For these students, the task of completing the work overrides the need to work in a group. I think of one student we have this year who is often disengaged. He makes comments that can be offensive and draws or doodles when he should be working. Yet one day he brought in the most gorgeous project for his English class. I realized this is a boy who has that brilliant and creative mind but appears apathetic. He’s the one I invited to be interviewed for a week at lunch, as I struggled to learn how to do screen shots and audio recording (simultaneously) of translations and transformations.
The most valuable lesson
I realize that the most valuable lesson I’ve learned from this STEM grant wasn’t how to use the laptop, or navigate the math; it’s how I can better approach my students whose behaviors affect their classroom performance. I’ve broadened my perspective — I’m no longer seeing everything from the teacher’s perch. I’m also a fellow student, a person who sometimes struggles with learning and needs an understanding hand to guide me as I learn new ways to click.
Teaching is the highest form of learning. If you allow your students to teach as a way of learning you have created an environment that supports learning as a self sustaining model. . Following the class wide peer tutoring model builds more skills than just academics. It develops social intelligence, therefor, changing academics will also change the challenging behaviors in your classroom as well.
Eva,
Thank-you so much for your comments; social intelligence is so important for kids. It provides an opportunity for them to learn and develop empathy as well, a priceless lesson they will use for the rest of their lives. I would love to hear more about how you use peer tutoring with your students.

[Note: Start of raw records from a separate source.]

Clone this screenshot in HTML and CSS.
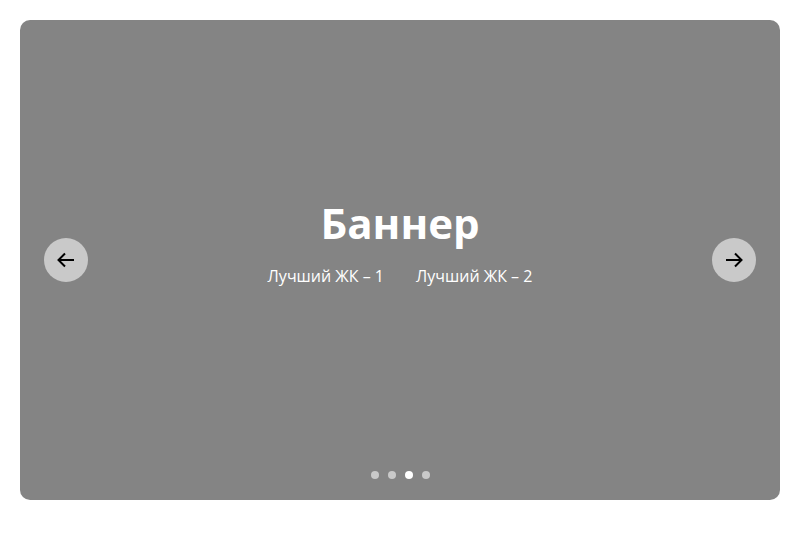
FILE: index.html
```html
<!DOCTYPE html>
<html lang="ru">
<head>
<meta charset="utf-8">
<link rel="stylesheet" href="styles.css">
</head>
<body>
<div class="page">
  <section class="banner">
    <button class="nav nav-prev" aria-label="Назад">
      <svg width="20" height="20" viewBox="0 0 20 20"><path d="M18 10H2.5M9 3.5L2.5 10L9 16.5" fill="none" stroke="#000" stroke-width="2"/></svg>
    </button>
    <div class="content">
      <h1 class="title">Баннер</h1>
      <div class="links">
        <span class="link">Лучший ЖК – 1</span>
        <span class="link">Лучший ЖК – 2</span>
      </div>
    </div>
    <button class="nav nav-next" aria-label="Вперёд">
      <svg width="20" height="20" viewBox="0 0 20 20"><path d="M2 10H17.5M11 3.5L17.5 10L11 16.5" fill="none" stroke="#000" stroke-width="2"/></svg>
    </button>
    <div class="dots">
      <span class="dot"></span>
      <span class="dot"></span>
      <span class="dot active"></span>
      <span class="dot"></span>
    </div>
  </section>
</div>
</body>
</html>
```
FILE: styles.css
```css
html, body {
  margin: 0;
  padding: 0;
  background: #fff;
}
body {
  font-family: "Open Sans", "Noto Sans", sans-serif;
}
.page {
  padding: 20px;
}
.banner {
  position: relative;
  height: 480px;
  background: #848484;
  border-radius: 10px;
  display: flex;
  align-items: center;
  justify-content: space-between;
  padding: 0 24px;
  box-sizing: border-box;
}
.nav {
  width: 44px;
  height: 44px;
  border-radius: 50%;
  border: none;
  background: #c9c9c9;
  display: flex;
  align-items: center;
  justify-content: center;
  padding: 0;
  cursor: pointer;
}
.content {
  display: flex;
  flex-direction: column;
  align-items: center;
  color: #fff;
  margin-top: -38px;
}
.title {
  margin: 0;
  font-size: 42px;
  font-weight: 700;
  line-height: 56px;
}
.links {
  display: flex;
  gap: 32px;
  font-size: 16px;
  line-height: 22px;
  margin-top: 14px;
}
.dots {
  position: absolute;
  left: 0;
  right: 0;
  bottom: 21px;
  display: flex;
  justify-content: center;
  gap: 9px;
}
.dot {
  width: 8px;
  height: 8px;
  border-radius: 50%;
  background: #c9c9c9;
}
.dot.active {
  background: #fff;
}
```
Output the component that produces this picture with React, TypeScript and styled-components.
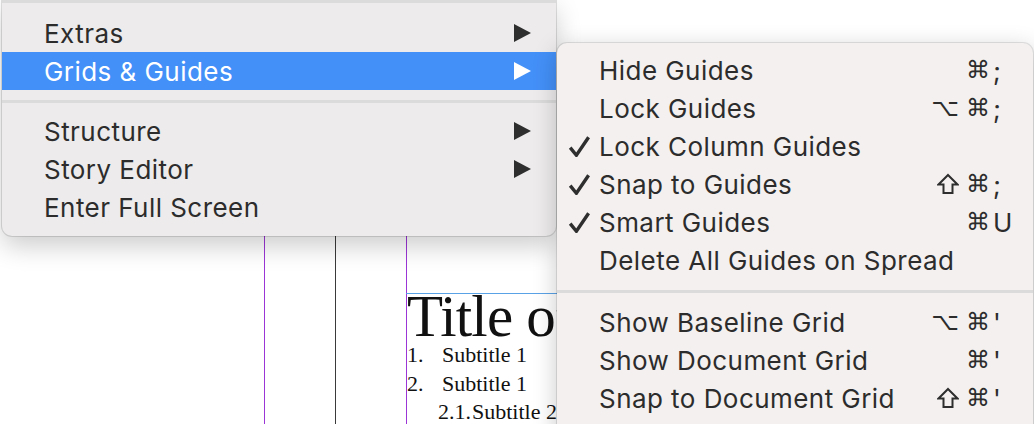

I had a visceral reaction to this article. I could feel your pain. As a special education teacher, it is easy to relate to the scenario you paint. My career has not provided the opportunities to “embrace” the technology of today. Being unfamiliar with the tools as well as the content of a course creates the perfect horror story. I, too, could only have ended up in such a class by accident. Imagine what those kids who struggle every day feel like; it ‘s no wonder they find different ways to check out.
Cynthia,
Thank-you so very much for your honesty and heartfelt comments. When our new schools were first built 11 years ago, I went out and bought a computer identical to the one I would be using in my classroom for home use. I didn’t even know how to write or send an e-mail.My students taught me so much and were incredibly patient with me. I felt like the kid who learns how to drive a car and wants her parents to buy the car she’s learning on through driver ed. Thank-you so much for reading our blog and sharing your thoughts.